Definisi dan arti kata Equality Before The Law adalah persamaan dihadapan hukum. Istilah tersebut merupakan kalimat berbahasa Inggris namun bukan berarti hanya menjadi monopoli oleh sistem hukum di negara Persemakmuran Inggris. Istilah persamaan dihadapan hukum sejatinya telah diterima oleh seluruh masyarakat di dunia dengan dideklarasikannya Deklarasi Universal Hak Asasi Manusia oleh Perserikatan Bangsa-Bangsa, tepatnya pada Pasal 7 terkait dengan istilah ini. Kondisi tersebut memberikan legitimasi kuat bahwa istilah ini telah diterima tanpa syarat apapun oleh seluruh bangsa di dunia, terutama anggota Perserikatan tersebut. Oleh karena penerimaan tersebut, istilah ini telah dapat disebut sebagai asas yang dalam konteks ini diserap dalam sistem hukum di seluruh dunia.

Equality Before The Law adalah persamaan dihadapan hukum

Secara makna, asas persamaan dihadapan hukum mengandung konsep bahwa setiap orang harus didudukkan sejajar dihadapan hukum. Oleh karena itu, tidak ada satupun alasan yang boleh mengistimewakan seseorang dengan orang lainnya ketika berhadapan dengan hukum baik itu karena status sosial, jabatan, kekayaan, dan lain-lain. Asas ini seakan merupakan anti thesis dari ungkapan pisau tajam ke bawah dan tumpul ke atas yang senantiasa menjadi istilah penegakan hukum yang tidak adil karena status sosial, jabatan, maupun ekonomi. Namun pada hakikatnya, sebagaimana sebuah asas, istilah ini merupakan nilai ideal yang senantiasa dijunjung tinggi.
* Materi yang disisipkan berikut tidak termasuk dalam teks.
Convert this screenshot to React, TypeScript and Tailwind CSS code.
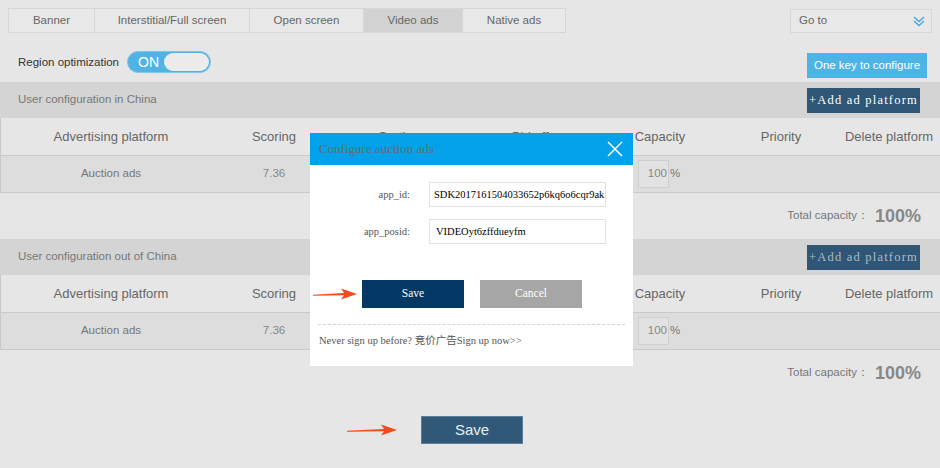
import React from "react";

const tabs = [
  { label: "Banner", w: "w-[87px]" },
  { label: "Interstitial/Full screen", w: "w-[156px]" },
  { label: "Open screen", w: "w-[115px]" },
  { label: "Video ads", w: "w-[100px]", active: true },
  { label: "Native ads", w: "w-[104px]" },
];

const cols = "grid grid-cols-[220px_106px_144px_130px_118px_124px_92px]";

const DoubleChevron = () => (
  <svg width="14" height="14" viewBox="0 0 14 14" fill="none">
    <path d="M2 3L7 7.5L12 3" stroke="#4aa8dc" strokeWidth="1.4" />
    <path d="M2 7L7 11.5L12 7" stroke="#4aa8dc" strokeWidth="1.4" />
  </svg>
);

const RedArrow = ({ w }: { w: number }) => (
  <svg width={w} height="14" viewBox={`0 0 ${w} 14`}>
    <path d={`M0 7.8L${w - 13} 6L${w - 16} 1.5L${w} 7L${w - 16} 12.5L${w - 13} 8.2L0 8.8Z`} fill="#f24a1c" />
  </svg>
);

function Section({ title, muted }: { title: string; muted?: boolean }) {
  return (
    <div>
      <div className="h-[36px] bg-[#d4d4d4] flex items-center justify-between pl-[18px] pr-[20px]">
        <span className="text-[11.5px] text-[#777]">{title}</span>
        <button
          className={`h-[25px] w-[113px] bg-[#2f5577] text-[12.5px] tracking-[1.2px] ${muted ? "text-white/60" : "text-white"}`}
          style={{ fontFamily: '"Liberation Serif", serif' }}
        >
          +Add ad platform
        </button>
      </div>
      <div className="border-l border-[#c8c8c8]">
        <div className={`${cols} h-[38px] items-center border-b border-[#c9c9c9] text-[13px] text-[#666] text-center whitespace-nowrap`}>
          <span>Advertising platform</span>
          <span>Scoring</span>
          <span>Sorting</span>
          <span>Bid offer</span>
          <span>Capacity</span>
          <span>Priority</span>
          <span>Delete platform</span>
        </div>
        <div className={`${cols} h-[37px] items-center bg-[#dddddd] border-b border-[#c9c9c9] text-[11.5px] text-[#777] text-center`}>
          <span>Auction ads</span>
          <span className="text-[#888]">7.36</span>
          <span />
          <span />
          <div className="flex items-center pl-[37px]">
            <div className="w-[31px] h-[28px] border border-[#cfcfcf] bg-[#e2e2e2] flex items-center justify-end pr-[1px] text-[#888]">100</div>
            <span className="ml-[1px]">%</span>
          </div>
          <span />
          <span />
        </div>
      </div>
      <div className="h-[46px] flex items-center justify-end pr-[19px]">
        <span className="text-[11.5px] text-[#777]">Total capacity：</span>
        <span className="ml-[6px] text-[18px] font-bold text-[#888]">100%</span>
      </div>
    </div>
  );
}

export default function App() {
  return (
    <div
      className="relative w-[940px] h-[468px] overflow-hidden bg-[#e6e6e6]"
      style={{ fontFamily: '"Liberation Sans", Arial, sans-serif' }}
    >
      {/* tabs */}
      <div className="flex items-start justify-between pt-[8px] pl-[8px] pr-[8px]">
        <div className="flex">
          {tabs.map((t) => (
            <div
              key={t.label}
              className={`${t.w} h-[25px] flex items-center justify-center border border-[#d6d6d6] -ml-px first:ml-0 text-[11.5px] text-[#666] ${t.active ? "bg-[#d2d2d2]" : "bg-[#e8e8e8]"}`}
            >
              {t.label}
            </div>
          ))}
        </div>
        <div className="mt-[1px] w-[142px] h-[24px] border border-[#d8d8d8] bg-[#e8e8e8] flex items-center justify-between pl-[8px] pr-[5px] text-[11.5px] text-[#666]">
          <span>Go to</span>
          <DoubleChevron />
        </div>
      </div>

      {/* region optimization */}
      <div className="flex items-start justify-between pl-[18px] pr-[13px] mt-[18px] h-[32px]">
        <div className="flex items-center">
          <span className="text-[11.5px] text-[#333] pt-[2px]">Region optimization</span>
          <div className="ml-[8px] w-[84px] h-[22px] rounded-full bg-[#4fb3e6] border border-[#7fc6ec] flex items-center pl-[10px] pr-[1px]">
            <span className="text-white text-[14px] leading-none">ON</span>
            <div className="ml-auto w-[45px] h-[18px] rounded-full bg-[#ececec]" />
          </div>
        </div>
        <button className="w-[120px] h-[25px] bg-[#4cb5e6] text-white text-[11.5px] mt-[2px]">One key to configure</button>
      </div>

      <div className="-mt-[1px]">
        <Section title="User configuration in China" />
        <Section title="User configuration out of China" muted />
      </div>

      {/* bottom save */}
      <div className="flex justify-center pl-[4px] mt-[20px]">
        <button className="w-[102px] h-[28px] bg-[#305878] border border-[#5a7d99] text-[#e8eef3] text-[15px]">Save</button>
      </div>
      <div className="absolute left-[347px] top-[423px]">
        <RedArrow w={50} />
      </div>

      {/* modal */}
      <div
        className="absolute left-[310px] top-[133px] w-[323px] h-[233px] bg-white"
        style={{ fontFamily: '"Liberation Serif", "Noto Sans CJK SC", serif' }}
      >
        <div className="h-[32px] bg-[#03a1e9] flex items-center justify-between pl-[9px] pr-[10px]">
          <span className="text-[13px] text-[#6b6b6b]">Configure auction ads</span>
          <svg width="16" height="16" viewBox="0 0 16 16">
            <path d="M1 1L15 15M15 1L1 15" stroke="white" strokeWidth="1.5" />
          </svg>
        </div>
        <div className="pt-[17px] flex flex-col gap-[12px]">
          <div className="flex items-center">
            <span className="w-[100px] text-right text-[10.5px] text-[#555]">app_id:</span>
            <div className="ml-[19px] w-[177px] h-[25px] border border-[#e2e2e2] flex items-center pl-[4px] text-[10.5px] text-black whitespace-nowrap overflow-hidden">
              SDK2017161504033652p6kq6o6cqr9ak
            </div>
          </div>
          <div className="flex items-center">
            <span className="w-[100px] text-right text-[10.5px] text-[#555]">app_posid:</span>
            <div className="ml-[19px] w-[177px] h-[25px] border border-[#e2e2e2] flex items-center pl-[6px] text-[10.5px] text-black">
              VIDEOyt6zffdueyfm
            </div>
          </div>
        </div>
        <div className="flex mt-[36px] pl-[52px] gap-[16px]">
          <button className="w-[102px] h-[28px] bg-[#033764] text-white text-[11.5px]">Save</button>
          <button className="w-[102px] h-[28px] bg-[#a6a6a6] text-white text-[11.5px]">Cancel</button>
        </div>
        <div className="mx-[8px] mt-[16px] border-t border-dashed border-[#d4d4d4]" />
        <div className="pl-[9px] mt-[8px] text-[10.5px] text-[#555]">Never sign up before? 竞价广告Sign up now&gt;&gt;</div>
        <div className="absolute left-[3px] top-[154px]">
          <RedArrow w={44} />
        </div>
      </div>
    </div>
  );
}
Asas ini merupakan anti thesis dari ungkapan pisau tajam ke bawah dan tumpul ke atas

Walaupun lebih sering digunakan dalam kasus-kasus pidana, asas ini sejatinya berlaku umum untuk semua kasus hukum dalam bidang apapun. Harapannya, setiap orang akan mendapatkan keadilan dari persamaan tersebut. Hal ini menimbulkan kritik tajam karena sama tidak selalu menemui suatu keadilan. Sebagai contoh, kaum difabel apabila dipersamakan dengan kaum non-difabel akan merasa kesulitan untuk menikmati perlindungan hukum. Persamaan dihadapan hukum harus dipahami sebagai suatu keseimbangan dan bukan sekedar sama semata. Seimbang yang dimaksud adalah dengan menempatkan yang benar pada kebenaran. Dalam artian kongkrit, apabila ada suatu kondisi yang tidak seimbang, maka hukum harus lebih dominan untuk mendorong yang lemah ketimbang mempertahankan kesamaan perilaku dihadapan hukum. Dorongan tersebut sejatinya bertujuan agar setiap orang menjadi dapat disetarakan dihadapan hukum yang menjadi inti dari asas ini. Namun sebagai catatan, pemahaman asas ini dalam arti luas harus dipahami secara berhati-hati dalam penerapannya dengan membuat kategori yang ketat atas kondisi yang tidak seimbang tersebut.